U.S. HOME prices showed further signs of stabilisation in April, boosting
hope that the housing market is finally bottoming out. The S&P/Case-Shiller
home price index, which tracks monthly changes in the value of residential
property in 20 metropolitan regions across the US, showed prices edge
0.7% higher on a seasonally adjusted basis.

ITALY yesterday offered up to €2bn (£1.6bn) to plug a capital gap in the
bank Monte dei Paschi di Siena, the second time in three years the state
has had to bail out the world’s oldest bank. Rome said it was ready to underwrite special bonds issued by the bank to plug a
capital shortfall estimated at €1.3bn to €1.7bn, higher than the €1bn that investors had expected.

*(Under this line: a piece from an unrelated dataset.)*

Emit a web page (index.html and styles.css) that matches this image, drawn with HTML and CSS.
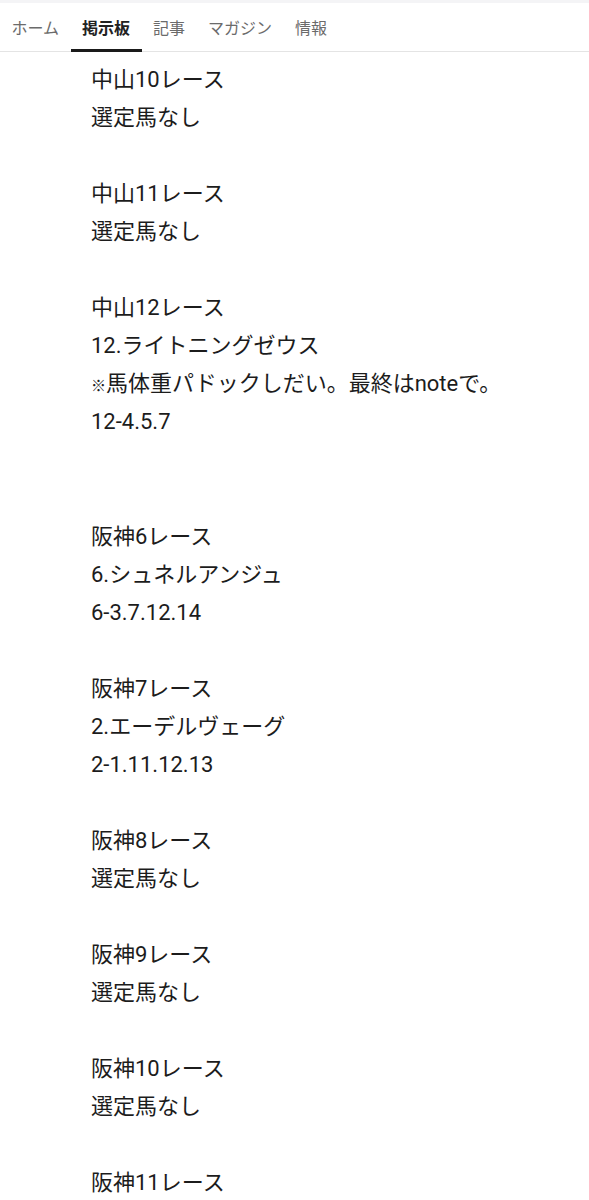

UK CHANCELLOR George Osborne bowed to pressure yesterday, scrapping this year’s planned fuel tax hike in the latest of a
series of screeching U-turns by the coalition government. The rise in fuel duty by around 3p per litre will now be delayed until
the beginning of next year, postponing a hike due on the 1st of August.

MARKETS:
ASIAN shares rebounded from a four-day losing streak with investors awaiting action from the EU summit this week to tackle
Europe’s debt woes. Gains were limited by lingering concerns about Europe after Egan-Jones Ratings downgraded Germany’s
sovereign rating, citing the risk the country will be left with significant uncollectable receivables due to its exposure to the
Eurozone.

EUROPEAN STOCKS are expected to climb for the first time in a week today, but gains and volumes could be capped by rising
doubts over whether this week’s EU summit will deliver any strong new measures to support the euro zone’s debt-stricken
countries.

CURRENCIES:
THE YEN strengthened against most of its major peers as Europe’s fiscal crisis loomed over a second day of debt sales in Italy,
supporting demand for refuge assets. The Japanese currency was 0.6% from a one-week high versus the euro after Italy’s
borrowing costs rose at an auction of two-year notes yesterday.

ENERGY:
THE NIGERIAN state and oil companies are losing a billion dollars or more a month to oil theft by criminal networks whose
activities have expanded rapidly under the government of President Goodluck Jonathan. According to Ngozi Okonjo-Iweala, the
finance minister, the trade in stolen oil led to a 17 per cent fall in official oil sales in April, or about 400,000 barrels per day).

COMMODITIES:
CORN supplies in the U.S., the world’s biggest exporter, are declining at the fastest pace since 1996 just as a Midwest heat
wave damages the world’s largest harvest for a third consecutive year. Stockpiles were probably 3.168 billion bushels (80.47
million metric tons) on the 1st of June, 47% less than on the 1st of March.